FAMILIES £40bn IN DEBT! – ‘alarm bells should be ringing’

0
1398

BRITISH public finances worsened in November, meaning that Tory Chancellor George Osborne will spectacularly fail to hit his budget deficit target for this year and will have to impose savage new cuts.

Headline public borrowing rose to £14.2 billion, 10 per cent higher than the same month last year and way above the median forecast of £11.8 billion. Meanwhile, families have racked up as much as £40bn worth of debt this year, fuelling fears that the UK’s so-called ‘economic growth’ is based on soaring levels of debt and will result in a new crash.

The forecast by the independent Office for Budget Responsibility (OBR) of unsustainable levels of borrowing and household spending has led to warnings that the UK is heading towards a credit crunch deeper then the 2008 crash.

Five years ago UK households were firmly in the black, running a surplus of £70bn as Britons tightened their belts in the wake of the financial crash and put money aside to save. Now families are £40bn in the red!

Seema Malhotra, Labour’s shadow Chief Secretary to the Treasury, said: ‘George Osborne is relying on millions of British families going further into debt to hit his growth targets. This is risky behaviour from a Chancellor whose policy decisions are hurting not helping British families.

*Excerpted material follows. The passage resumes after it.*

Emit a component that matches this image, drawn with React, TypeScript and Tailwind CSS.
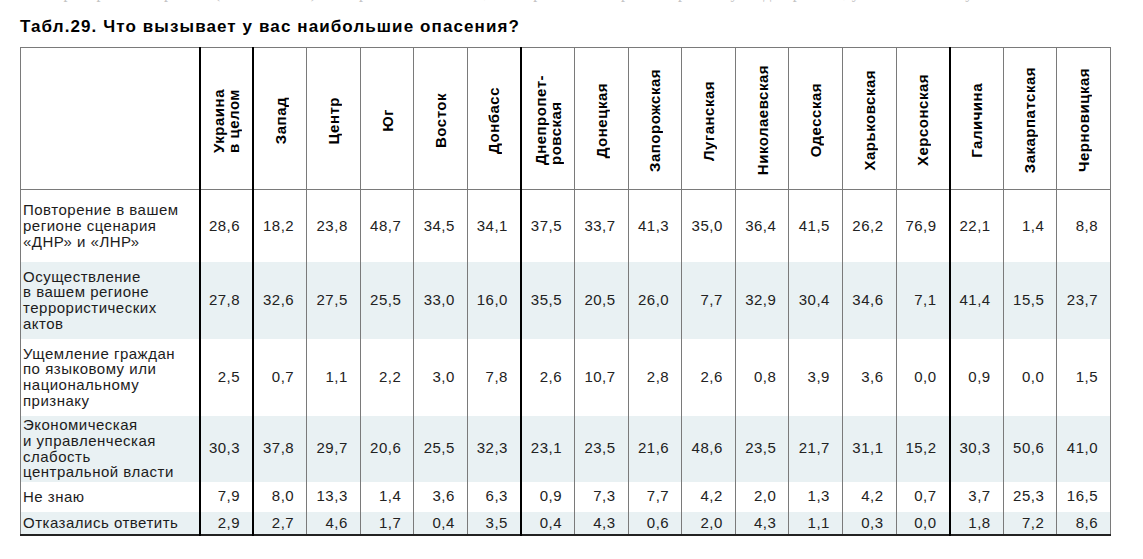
const regions = [
  ["Украина", "в целом"],
  ["Запад"],
  ["Центр"],
  ["Юг"],
  ["Восток"],
  ["Донбасс"],
  ["Днепропет-", "ровская"],
  ["Донецкая"],
  ["Запорожская"],
  ["Луганская"],
  ["Николаевская"],
  ["Одесская"],
  ["Харьковская"],
  ["Херсонская"],
  ["Галичина"],
  ["Закарпатская"],
  ["Черновицкая"],
];

// columns that get the heavy black rule on their left side
const thick = [0, 1, 6, 14];

const rows = [
  {
    label: ["Повторение в вашем", "регионе сценария", "«ДНР» и «ЛНР»"],
    h: "h-[72px]",
    values: "28,6 18,2 23,8 48,7 34,5 34,1 37,5 33,7 41,3 35,0 36,4 41,5 26,2 76,9 22,1 1,4 8,8",
  },
  {
    label: ["Осуществление", "в вашем регионе", "террористических", "актов"],
    h: "h-[77px]",
    values: "27,8 32,6 27,5 25,5 33,0 16,0 35,5 20,5 26,0 7,7 32,9 30,4 34,6 7,1 41,4 15,5 23,7",
  },
  {
    label: ["Ущемление граждан", "по языковому или", "национальному", "признаку"],
    h: "h-[77px]",
    values: "2,5 0,7 1,1 2,2 3,0 7,8 2,6 10,7 2,8 2,6 0,8 3,9 3,6 0,0 0,9 0,0 1,5",
  },
  {
    label: ["Экономическая", "и управленческая", "слабость", "центральной власти"],
    h: "h-[66px]",
    values: "30,3 37,8 29,7 20,6 25,5 32,3 23,1 23,5 21,6 48,6 23,5 21,7 31,1 15,2 30,3 50,6 41,0",
  },
  {
    label: ["Не знаю"],
    h: "h-[30px]",
    values: "7,9 8,0 13,3 1,4 3,6 6,3 0,9 7,3 7,7 4,2 2,0 1,3 4,2 0,7 3,7 25,3 16,5",
  },
  {
    label: ["Отказались ответить"],
    h: "h-[23px]",
    values: "2,9 2,7 4,6 1,7 0,4 3,5 0,4 4,3 0,6 2,0 4,3 1,1 0,3 0,0 1,8 7,2 8,6",
  },
];

export default function App() {
  return (
    <div className="w-[1143px] h-[559px] bg-white px-[20px] overflow-hidden font-['Liberation_Sans',Arial,sans-serif] text-[#1c1c1c]">
      {/* tail of the previous paragraph, cut by the page edge */}
      <div className="h-[4px] overflow-hidden">
        <p className="-mt-[16px] text-[16px] leading-[18px] whitespace-nowrap text-[#c4c4c4] font-['Liberation_Serif',serif] tracking-[0.4px]">
          в который раз повторяется (как в 2014-м) — опросы показывают, что в регионах Украины тревоги у людей разные, у всех по-своему
        </p>
      </div>

      <h1 className="mt-[13px] text-[17px] leading-[20px] font-bold tracking-[1.1px] text-black">
        Табл.29. Что вызывает у вас наибольшие опасения?
      </h1>

      <table className="mt-[10px] w-[1091px] table-fixed border-collapse border border-[#7a7a7a] border-b-2 border-b-[#222] text-[15px] tracking-[0.5px]">
        <colgroup>
          <col className="w-[179px]" />
          {regions.map((_, i) => (
            <col key={i} />
          ))}
        </colgroup>
        <thead>
          <tr className="h-[142px]">
            <th className="border border-[#7a7a7a]" />
            {regions.map((r, i) => (
              <th
                key={i}
                className={
                  "border border-[#7a7a7a] p-0 align-middle " +
                  (thick.includes(i) ? "border-l-2 border-l-black" : "")
                }
              >
                <div className="flex items-center justify-center pt-[4px]">
                  <span className="[writing-mode:vertical-rl] rotate-180 text-left font-bold leading-[15px] text-black whitespace-nowrap">
                    {r.map((line, j) => (
                      <span key={j} className="block">
                        {line}
                      </span>
                    ))}
                  </span>
                </div>
              </th>
            ))}
          </tr>
        </thead>
        <tbody>
          {rows.map((row, ri) => (
            <tr key={ri} className={row.h + (ri % 2 === 1 ? " bg-[#e9f1f3]" : " bg-white")}>
              <td className="border-r border-[#7a7a7a] pl-[2px] align-middle leading-[15.7px] whitespace-nowrap">
                {row.label.map((line, j) => (
                  <div key={j}>{line}</div>
                ))}
              </td>
              {row.values.split(" ").map((v, i) => (
                <td
                  key={i}
                  className={
                    "border-x border-[#7a7a7a] pr-[12px] text-right align-middle text-[#222] " +
                    (thick.includes(i) ? "border-l-2 border-l-black" : "")
                  }
                >
                  {v}
                </td>
              ))}
            </tr>
          ))}
        </tbody>
      </table>
    </div>
  );
}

‘Alarm bells should be ringing. There is a real risk that millions of families will face serious hardship if interest rates start to rise.’ Meanwhile rents are forecast to increase at such a rate that they will outstrip soaring house prices, surveyors have warned.

The Royal Institution of Chartered Surveyors (Rics) warned yesterday that rents are likely to increase by 25 per cent over the next five years, at a rate of five per cent per year. House prices, it predicts, will rise by 4.7 per cent a year.

Rics said: ‘Although housing has climbed the policy agenda, with supply issues dominating the private housing market, our forecast suggests that the likely increase in prices in 2016 will outstrip any rise in household income.’

In a special report about the housing crisis Rics concluded:

• House prices in the UK will see an average increase of six per cent over the course of next year, according to the RICS housing forecast for 2016

• Supply shortfall to continue pushing prices higher

• Transactions to edge up to between 1.25 and 1.3 million (from 1.22 million in 2015)

• Government initiatives hold out the prospect of a further material uplift in the development pipeline.